Records from a collection
....
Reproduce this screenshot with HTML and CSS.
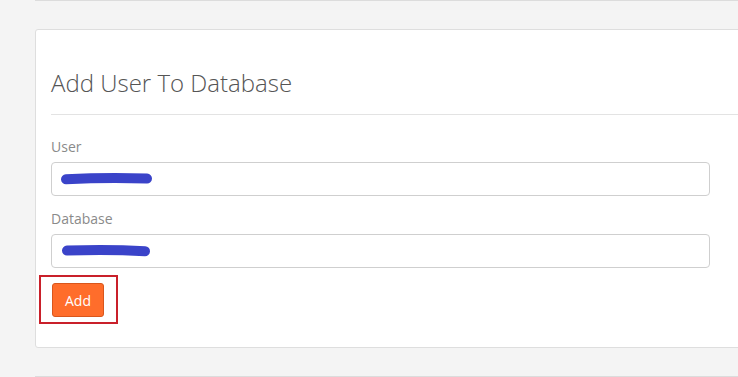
FILE: index.html
```html
<!DOCTYPE html>
<html>
<head>
<meta charset="utf-8">
<link rel="stylesheet" href="styles.css">
</head>
<body>
<div class="page">
  <div class="prev-panel"></div>
  <div class="panel">
    <h3 class="panel-title">Add User To Database</h3>
    <div class="panel-body">
      <div class="field">
        <label class="label">User</label>
        <div class="input">
          <svg class="scribble" width="100" height="16" viewBox="0 0 100 16"><path d="M5 8.3 C 30 7, 65 6.8, 86 7.6" stroke="#3a43c9" stroke-width="10" stroke-linecap="round" fill="none"/></svg>
        </div>
      </div>
      <div class="field">
        <label class="label">Database</label>
        <div class="input">
          <svg class="scribble two" width="100" height="16" viewBox="0 0 100 16"><path d="M5 7.6 C 30 6.8, 60 7, 83 8.2" stroke="#3a43c9" stroke-width="10" stroke-linecap="round" fill="none"/></svg>
        </div>
      </div>
      <div class="highlight">
        <button class="btn">Add</button>
      </div>
    </div>
  </div>
  <div class="next-panel"></div>
</div>
</body>
</html>
```
FILE: styles.css
```css
html, body {
  margin: 0;
  padding: 0;
  background: #f4f4f4;
  overflow: hidden;
  height: 377px;
}
.page {
  padding-left: 35px;
  font-family: "Open Sans", "Liberation Sans", sans-serif;
}
.prev-panel {
  height: 0;
  border-bottom: 1px solid #dcdcdc;
  width: 720px;
}
.panel {
  margin-top: 28px;
  width: 720px;
  background: #fff;
  border: 1px solid #dedede;
  border-radius: 3px;
}
.panel-title {
  margin: 0 0 0 15px;
  padding: 40px 0 18px;
  font-size: 24px;
  line-height: 26px;
  font-weight: 300;
  color: #555;
  border-bottom: 1px solid #e3e3e3;
}
.panel-body {
  padding: 22px 15px 23px 3px;
}
.field {
  padding-left: 12px;
  margin-bottom: 13px;
}
.label {
  display: block;
  font-size: 14px;
  line-height: 20px;
  color: #8a8a8a;
  font-weight: 400;
  margin-bottom: 5px;
}
.input {
  position: relative;
  width: 657px;
  height: 32px;
  border: 1px solid #cfcfcf;
  border-radius: 4px;
  background: #fff;
}
.scribble {
  position: absolute;
  left: 9px;
  top: 8px;
}
.scribble.two {
  left: 10px;
  top: 8px;
}
.highlight {
  display: inline-block;
  margin-top: -6px;
  border: 2px solid #c9202a;
  padding: 6px 12px 5px 11px;
}
.btn {
  display: block;
  width: 52px;
  height: 34px;
  background: #ff6d2b;
  border: 1px solid #d9561c;
  border-radius: 3px;
  color: #fff;
  font-family: "Open Sans", "Liberation Sans", sans-serif;
  font-size: 14px;
  font-weight: 400;
  padding: 0;
}
.next-panel {
  margin-top: 28px;
  width: 720px;
  height: 0;
  border-top: 1px solid #dcdcdc;
}
```
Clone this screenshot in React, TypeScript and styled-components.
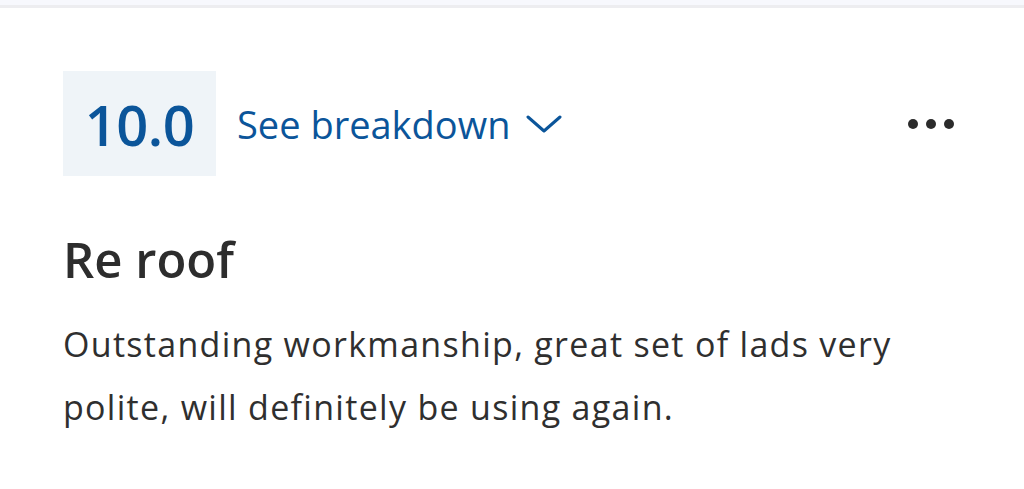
import React from "react";
import styled, { createGlobalStyle } from "styled-components";

const Global = createGlobalStyle`
  html, body { margin: 0; padding: 0; background: #ffffff; }
  body { font-family: "Open Sans", "Noto Sans", sans-serif; }
`;

const Page = styled.div`
  width: 1024px;
  height: 489px;
  background: #ffffff;
  display: flex;
  flex-direction: column;
  overflow: hidden;
`;

const TopStrip = styled.div`
  height: 5px;
  background: #f7f8fd;
  border-bottom: 3px solid #ededf0;
`;

const Card = styled.div`
  padding: 63px 70px 0 63px;
  display: flex;
  flex-direction: column;
`;

const Header = styled.div`
  display: flex;
  align-items: center;
`;

const Score = styled.div`
  width: 153px;
  height: 105px;
  background: #eff4f8;
  color: #0b559a;
  font-size: 56px;
  font-weight: 600;
  display: flex;
  align-items: center;
  justify-content: center;
  letter-spacing: -0.5px;
`;

const Breakdown = styled.button`
  margin-left: 21px;
  border: none;
  background: none;
  padding: 0;
  display: flex;
  align-items: center;
  gap: 16px;
  color: #0b559a;
  font-family: "Open Sans", sans-serif;
  font-size: 38px;
  font-weight: 500;
  cursor: pointer;
`;

const Spacer = styled.div`
  flex: 1;
`;

const More = styled.div`
  display: flex;
  gap: 8px;
  align-items: center;
`;

const Dot = styled.span`
  width: 10px;
  height: 10px;
  border-radius: 50%;
  background: #2b2b2b;
`;

const Title = styled.h2`
  margin: 51px 0 0 0;
  font-size: 49px;
  font-weight: 600;
  color: #2d2d2d;
  line-height: 64px;
`;

const Body = styled.p`
  margin: 22px 0 0 0;
  font-size: 34px;
  letter-spacing: 1.3px;
  line-height: 63px;
  color: #2f2f2f;
  max-width: 880px;
`;

export default function App() {
  return (
    <Page>
      <Global />
      <TopStrip />
      <Card>
        <Header>
          <Score>10.0</Score>
          <Breakdown>
            See breakdown
            <svg width="36" height="18" viewBox="0 0 36 18" fill="none">
              <path d="M2 2 L18 16 L34 2" stroke="#0b559a" strokeWidth="3" strokeLinecap="round" strokeLinejoin="round" />
            </svg>
          </Breakdown>
          <Spacer />
          <More>
            <Dot />
            <Dot />
            <Dot />
          </More>
        </Header>
        <Title>Re roof</Title>
        <Body>Outstanding workmanship, great set of lads very polite, will definitely be using again.</Body>
      </Card>
    </Page>
  );
}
....
- [WORK TO DO]: Leave images out of the retyped records; keep all else exact.

- [ANSWER]:
Reproduce this screenshot with HTML and CSS.
FILE: index.html
```html
<!DOCTYPE html>
<html>
<head>
<meta charset="utf-8">
<link rel="stylesheet" href="styles.css">
</head>
<body>
<div class="page">
  <div class="prev-panel"></div>
  <div class="panel">
    <h3 class="panel-title">Add User To Database</h3>
    <div class="panel-body">
      <div class="field">
        <label class="label">User</label>
        <div class="input">
          <svg class="scribble" width="100" height="16" viewBox="0 0 100 16"><path d="M5 8.3 C 30 7, 65 6.8, 86 7.6" stroke="#3a43c9" stroke-width="10" stroke-linecap="round" fill="none"/></svg>
        </div>
      </div>
      <div class="field">
        <label class="label">Database</label>
        <div class="input">
          <svg class="scribble two" width="100" height="16" viewBox="0 0 100 16"><path d="M5 7.6 C 30 6.8, 60 7, 83 8.2" stroke="#3a43c9" stroke-width="10" stroke-linecap="round" fill="none"/></svg>
        </div>
      </div>
      <div class="highlight">
        <button class="btn">Add</button>
      </div>
    </div>
  </div>
  <div class="next-panel"></div>
</div>
</body>
</html>
```
FILE: styles.css
```css
html, body {
  margin: 0;
  padding: 0;
  background: #f4f4f4;
  overflow: hidden;
  height: 377px;
}
.page {
  padding-left: 35px;
  font-family: "Open Sans", "Liberation Sans", sans-serif;
}
.prev-panel {
  height: 0;
  border-bottom: 1px solid #dcdcdc;
  width: 720px;
}
.panel {
  margin-top: 28px;
  width: 720px;
  background: #fff;
  border: 1px solid #dedede;
  border-radius: 3px;
}
.panel-title {
  margin: 0 0 0 15px;
  padding: 40px 0 18px;
  font-size: 24px;
  line-height: 26px;
  font-weight: 300;
  color: #555;
  border-bottom: 1px solid #e3e3e3;
}
.panel-body {
  padding: 22px 15px 23px 3px;
}
.field {
  padding-left: 12px;
  margin-bottom: 13px;
}
.label {
  display: block;
  font-size: 14px;
  line-height: 20px;
  color: #8a8a8a;
  font-weight: 400;
  margin-bottom: 5px;
}
.input {
  position: relative;
  width: 657px;
  height: 32px;
  border: 1px solid #cfcfcf;
  border-radius: 4px;
  background: #fff;
}
.scribble {
  position: absolute;
  left: 9px;
  top: 8px;
}
.scribble.two {
  left: 10px;
  top: 8px;
}
.highlight {
  display: inline-block;
  margin-top: -6px;
  border: 2px solid #c9202a;
  padding: 6px 12px 5px 11px;
}
.btn {
  display: block;
  width: 52px;
  height: 34px;
  background: #ff6d2b;
  border: 1px solid #d9561c;
  border-radius: 3px;
  color: #fff;
  font-family: "Open Sans", "Liberation Sans", sans-serif;
  font-size: 14px;
  font-weight: 400;
  padding: 0;
}
.next-panel {
  margin-top: 28px;
  width: 720px;
  height: 0;
  border-top: 1px solid #dcdcdc;
}
```
Clone this screenshot in React, TypeScript and styled-components.
import React from "react";
import styled, { createGlobalStyle } from "styled-components";

const Global = createGlobalStyle`
  html, body { margin: 0; padding: 0; background: #ffffff; }
  body { font-family: "Open Sans", "Noto Sans", sans-serif; }
`;

const Page = styled.div`
  width: 1024px;
  height: 489px;
  background: #ffffff;
  display: flex;
  flex-direction: column;
  overflow: hidden;
`;

const TopStrip = styled.div`
  height: 5px;
  background: #f7f8fd;
  border-bottom: 3px solid #ededf0;
`;

const Card = styled.div`
  padding: 63px 70px 0 63px;
  display: flex;
  flex-direction: column;
`;

const Header = styled.div`
  display: flex;
  align-items: center;
`;

const Score = styled.div`
  width: 153px;
  height: 105px;
  background: #eff4f8;
  color: #0b559a;
  font-size: 56px;
  font-weight: 600;
  display: flex;
  align-items: center;
  justify-content: center;
  letter-spacing: -0.5px;
`;

const Breakdown = styled.button`
  margin-left: 21px;
  border: none;
  background: none;
  padding: 0;
  display: flex;
  align-items: center;
  gap: 16px;
  color: #0b559a;
  font-family: "Open Sans", sans-serif;
  font-size: 38px;
  font-weight: 500;
  cursor: pointer;
`;

const Spacer = styled.div`
  flex: 1;
`;

const More = styled.div`
  display: flex;
  gap: 8px;
  align-items: center;
`;

const Dot = styled.span`
  width: 10px;
  height: 10px;
  border-radius: 50%;
  background: #2b2b2b;
`;

const Title = styled.h2`
  margin: 51px 0 0 0;
  font-size: 49px;
  font-weight: 600;
  color: #2d2d2d;
  line-height: 64px;
`;

const Body = styled.p`
  margin: 22px 0 0 0;
  font-size: 34px;
  letter-spacing: 1.3px;
  line-height: 63px;
  color: #2f2f2f;
  max-width: 880px;
`;

export default function App() {
  return (
    <Page>
      <Global />
      <TopStrip />
      <Card>
        <Header>
          <Score>10.0</Score>
          <Breakdown>
            See breakdown
            <svg width="36" height="18" viewBox="0 0 36 18" fill="none">
              <path d="M2 2 L18 16 L34 2" stroke="#0b559a" strokeWidth="3" strokeLinecap="round" strokeLinejoin="round" />
            </svg>
          </Breakdown>
          <Spacer />
          <More>
            <Dot />
            <Dot />
            <Dot />
          </More>
        </Header>
        <Title>Re roof</Title>
        <Body>Outstanding workmanship, great set of lads very polite, will definitely be using again.</Body>
      </Card>
    </Page>
  );
}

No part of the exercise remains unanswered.